ヌーパーは17歳の時にジャヤナータという青年と肉体関係を持ち、妊娠する。その前に ヌーパーの姉、チャンダナーも恋人のラニルの子を宿す。ラニルは中絶させようとするが、周囲の協力もあり、結婚にこぎつける。だが、ヌーパーは家族に打ち明けることができない。
ヌーパーは思う。
තාත්තට, අම්මාට චන්දනක්කා
දීපු දුක ඒ විදිහටම දෙන්න බෑ. කොහොමහරි මේ රාහුලයාගෙන්
මිදෙන්න ඕන. මේක මහා දුකක්, බැඳීමක්. මේ බැඳීමෙන් මම මාව ගලව ගන්න ඕන. (p. 21)
「チャンダナー姉さんが与えたのと同じ苦しみをお父さんとお母さんに味わせるわけにはいかない。
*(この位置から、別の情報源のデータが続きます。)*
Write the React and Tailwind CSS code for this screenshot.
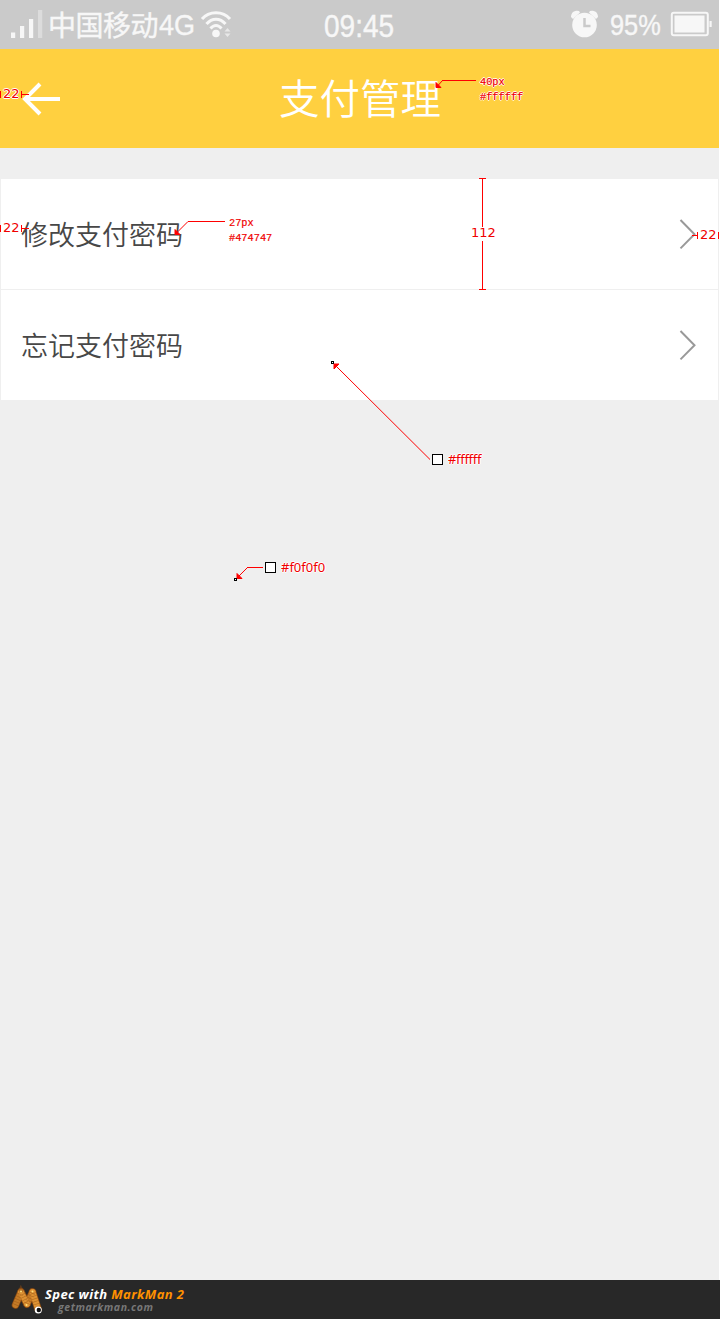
const cjk = "font-['Noto_Sans_CJK_SC','Liberation_Sans',sans-serif]";
const halo = "[text-shadow:1px_0_#fff,-1px_0_#fff,0_1px_#fff,0_-1px_#fff]";

function StatusBar() {
  return (
    <div className="flex h-[49px] items-center bg-[#cacaca] pl-[10px] pr-[6px] text-[#f7f7f7] [-webkit-text-stroke:0.4px_#f7f7f7]">
      <div className="flex w-[308px] items-center">
        <svg className="h-[49px] w-[37px] shrink-0" viewBox="10 0 37 49" fill="#f7f7f7">
          <rect x="11" y="32.500" width="4.200" height="5.500" />
          <rect x="20" y="26" width="4.200" height="12" />
          <rect x="29" y="19" width="4.200" height="19" />
          <rect x="38" y="10" width="4.200" height="28" opacity=".4" />
        </svg>
        <span className="ml-px w-[111px] shrink-0 whitespace-nowrap font-['Noto_Sans_CJK_SC',sans-serif] text-[28px] leading-[49px] tracking-[-0.5px]">中国移动</span>
        <span className="w-[41px] shrink-0 origin-left scale-x-[0.9] font-['Liberation_Sans',sans-serif] text-[30px] leading-[51px]">4G</span>
        <svg className="h-[49px] w-[34px] shrink-0" viewBox="200 0 34 49" fill="none" stroke="#f7f7f7" strokeWidth="3">
          <path d="M202 19C209 10.500 223 10.500 230 19" />
          <path d="M206.500 24C212 17.500 220 17.500 225.500 24" />
          <path d="M210.500 28.500C214 24.500 218 24.500 221.500 28.500" />
          <circle cx="216" cy="33.500" r="3.800" fill="#f7f7f7" stroke="none" />
          <path d="M224.500 31.500L227.500 28L230.500 31.500ZM224.500 33.500H230.500L227.500 37Z" fill="#f7f7f7" stroke="none" opacity=".65" />
        </svg>
      </div>
      <span className="w-[86px] origin-left translate-x-[6px] scale-x-[0.89] pt-[4px] font-['Liberation_Sans',sans-serif] text-[31.500px] leading-[49px]">09:45</span>
      <div className="ml-auto flex items-center">
        <svg className="h-[49px] w-[30px]" viewBox="570 0 30 49" fill="#f7f7f7">
          <circle cx="584.500" cy="25" r="12.300" />
          <path d="M571 17A6 6 0 0 1 579 11L580 12.500L573 19ZM598 17A6 6 0 0 0 590 11L589 12.500L596 19Z" />
          <path d="M584.500 18V26H590.500" fill="none" stroke="#cacaca" strokeWidth="2.500" />
        </svg>
        <span className="ml-[10px] w-[60px] origin-left scale-x-[0.86] font-['Liberation_Sans',sans-serif] text-[29.500px] leading-[46px]">95%</span>
        <svg className="h-[49px] w-[43px]" viewBox="670 0 43 49">
          <rect x="671.800" y="12.800" width="36" height="22.400" rx="2" fill="none" stroke="#f7f7f7" strokeWidth="2" />
          <rect x="674.500" y="15.500" width="30" height="17" fill="#f7f7f7" />
          <rect x="709.500" y="21" width="2.200" height="6" fill="#f7f7f7" />
        </svg>
      </div>
    </div>
  );
}

function Row({ label }) {
  return (
    <div className="flex h-[110px] items-center justify-between bg-white pl-[20px] pr-[22px]">
      <span className={`${cjk} mb-px text-[27px] font-[350] leading-[39px] text-[#474747]`}>{label}</span>
      <svg className="h-[32px] w-[18px]" viewBox="0 0 18 32" fill="none" stroke="#999" strokeWidth="2">
        <path d="M2.500 2L16.500 16.200L2.500 30.400" />
      </svg>
    </div>
  );
}

const tiny = "absolute whitespace-nowrap text-[#f00000]";

function Annotations() {
  return (
    <div className="pointer-events-none absolute inset-0">
      <svg className="absolute inset-0 h-full w-full" viewBox="0 0 720 1319" fill="none" stroke="#f00" strokeWidth="1">
        <path shapeRendering="crispEdges" d="M.5 91V98M21.500 91V98M22 94.500H29M.5 225V232M21.500 225V232M22 228.500H29M692 235.500H697M697.500 232V239M718.500 232V239M479 178.500H486M482.500 178V227M482.500 241V290M479 289.500H486M442 80.500H476M188 221.500H225M247 567.500H263" />
        <path d="M442.500 80.500L438 85.500M188 221.500L177 232.500M247.500 567.500L239 576M430 459.500L336 366" />
        <path d="M436 82.500V87.500H441ZM175 229.500V234.500H180ZM237 573.500V578.500H242ZM334 364V369L339 364Z" fill="#f00" />
        <g shapeRendering="crispEdges" stroke="#000" fill="#fff">
          <rect x="331.500" y="361.500" width="2" height="2" />
          <rect x="234.500" y="578.500" width="2" height="2" />
          <rect x="432.500" y="454.500" width="10" height="10" />
          <rect x="265.500" y="562.500" width="10" height="10" />
        </g>
      </svg>
      <div className="font-['DejaVu_Sans',sans-serif] text-[13px] leading-[16px]">
        <span className={`${tiny} ${halo} left-[3px] top-[86px]`}>22</span>
        <span className={`${tiny} ${halo} left-[3px] top-[220px]`}>22</span>
        <span className={`${tiny} ${halo} left-[700px] top-[227px]`}>22</span>
        <span className={`${tiny} ${halo} left-[471px] top-[225px]`}>112</span>
      </div>
      <div className="font-['Noto_Sans','Open_Sans',sans-serif] text-[13px] leading-[16px]">
        <span className={`${tiny} ${halo} left-[448px] top-[451px] tracking-[-0.3px]`}>#ffffff</span>
        <span className={`${tiny} ${halo} left-[281px] top-[559px]`}>#f0f0f0</span>
      </div>
      <div className="font-['Liberation_Mono',monospace] text-[10.300px] leading-[15px] [-webkit-text-stroke:0.2px_#f00000]">
        <span className={`${tiny} ${halo} left-[480px] top-[75px]`}>40px</span>
        <span className={`${tiny} ${halo} left-[480px] top-[90px]`}>#ffffff</span>
        <span className={`${tiny} ${halo} left-[229px] top-[216px]`}>27px</span>
        <span className={`${tiny} ${halo} left-[229px] top-[231px]`}>#474747</span>
      </div>
    </div>
  );
}

function Logo() {
  return (
    <svg className="h-[39px] w-[34px] shrink-0" viewBox="10 0 34 39" fill="none" strokeLinecap="round">
      <path d="M15.500 25L21 12M27 24L32.500 12M21 12L27 24M32.500 12L38 29" stroke="#8a4a12" strokeWidth="7.500" />
      <path d="M15.500 25L21 12M27 24L32.500 12" stroke="#c47a26" strokeWidth="6" />
      <path d="M21 12L27 24M32.500 12L38 29" stroke="#dd9233" strokeWidth="6" />
      <path d="M15.500 25L21 12L27 24L32.500 12L38 29" stroke="#8a4a12" strokeWidth="6" strokeDasharray=".6 2.200" strokeLinecap="butt" opacity=".55" />
      <g fill="#ffe07a">
        <circle cx="21" cy="11.500" r="1" />
        <circle cx="32.500" cy="11.500" r="1" />
        <circle cx="26.500" cy="25" r="1" />
      </g>
      <circle cx="38.300" cy="30" r="3.500" fill="#fff" />
      <circle cx="38.800" cy="30" r="2.200" fill="#111" />
    </svg>
  );
}

export default function App() {
  return (
    <div className="relative flex h-[1319px] w-[720px] flex-col overflow-hidden bg-[#efefef]">
      <div className="flex flex-1 flex-col border-r border-white">
        <StatusBar />
        <header className="flex h-[99px] items-center bg-[#ffd040]">
          <svg className="ml-[22px] h-[34px] w-[38px]" viewBox="0 0 38 34" fill="none" stroke="#fff" strokeWidth="4">
            <path d="M18 2L3 17L18 32M3 17H38" />
          </svg>
          <h1 className={`${cjk} mb-[4px] ml-[219px] text-[40.500px] font-[350] leading-[60px] text-white`}>支付管理</h1>
        </header>
        <main className="flex flex-1 flex-col gap-px px-px pt-[31px]">
          <Row label="修改支付密码" />
          <Row label="忘记支付密码" />
        </main>
      </div>
      <footer className="flex h-[39px] items-center bg-[#282828] pl-[10px] font-['Open_Sans',sans-serif] font-bold italic">
        <Logo />
        <div className="flex flex-col">
          <p className="ml-px text-[13px] leading-[14px] tracking-[0.4px] text-white">Spec with <span className="text-[#ff9100]">MarkMan 2</span></p>
          <p className="ml-[14px] text-[10.500px] leading-[12px] tracking-[0.55px] text-[#777]">getmarkman.com</p>
        </div>
      </footer>
      <Annotations />
    </div>
  );
}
どうにかして、ラーフラから逃れないと。大きな苦しみ、足枷。この枷から自由にならないといけない」ここでラーフラ(රාහුල)というのは、後にブッダとなったシッダールタ王子(සිද්ධාර්ථ)と妃ヤソーダラー(යසෝධරා)との間に生まれた子供の名前である。ラーフラはシッダールタが家族を捨てて出家する直前に生まれた。シッダールタは我が子の誕生の知らせを遠くで聞き、こう言ったという。
රාහුලයෙක් උපන්නා
බැම්මක්(බැඳීමක්) ඇති වුණා
「ラーフラが生まれた。枷ができた」
子供は出家をする身においては束縛となり、妨げとなる。それでも、子を捨て、妻を捨て、出家しなければならない。このラーフラという言葉が転じて、束縛、障害の比喩として用いられる。
ヌーパーはお腹に宿った命の軛から逃れようと、もがき苦しむのである。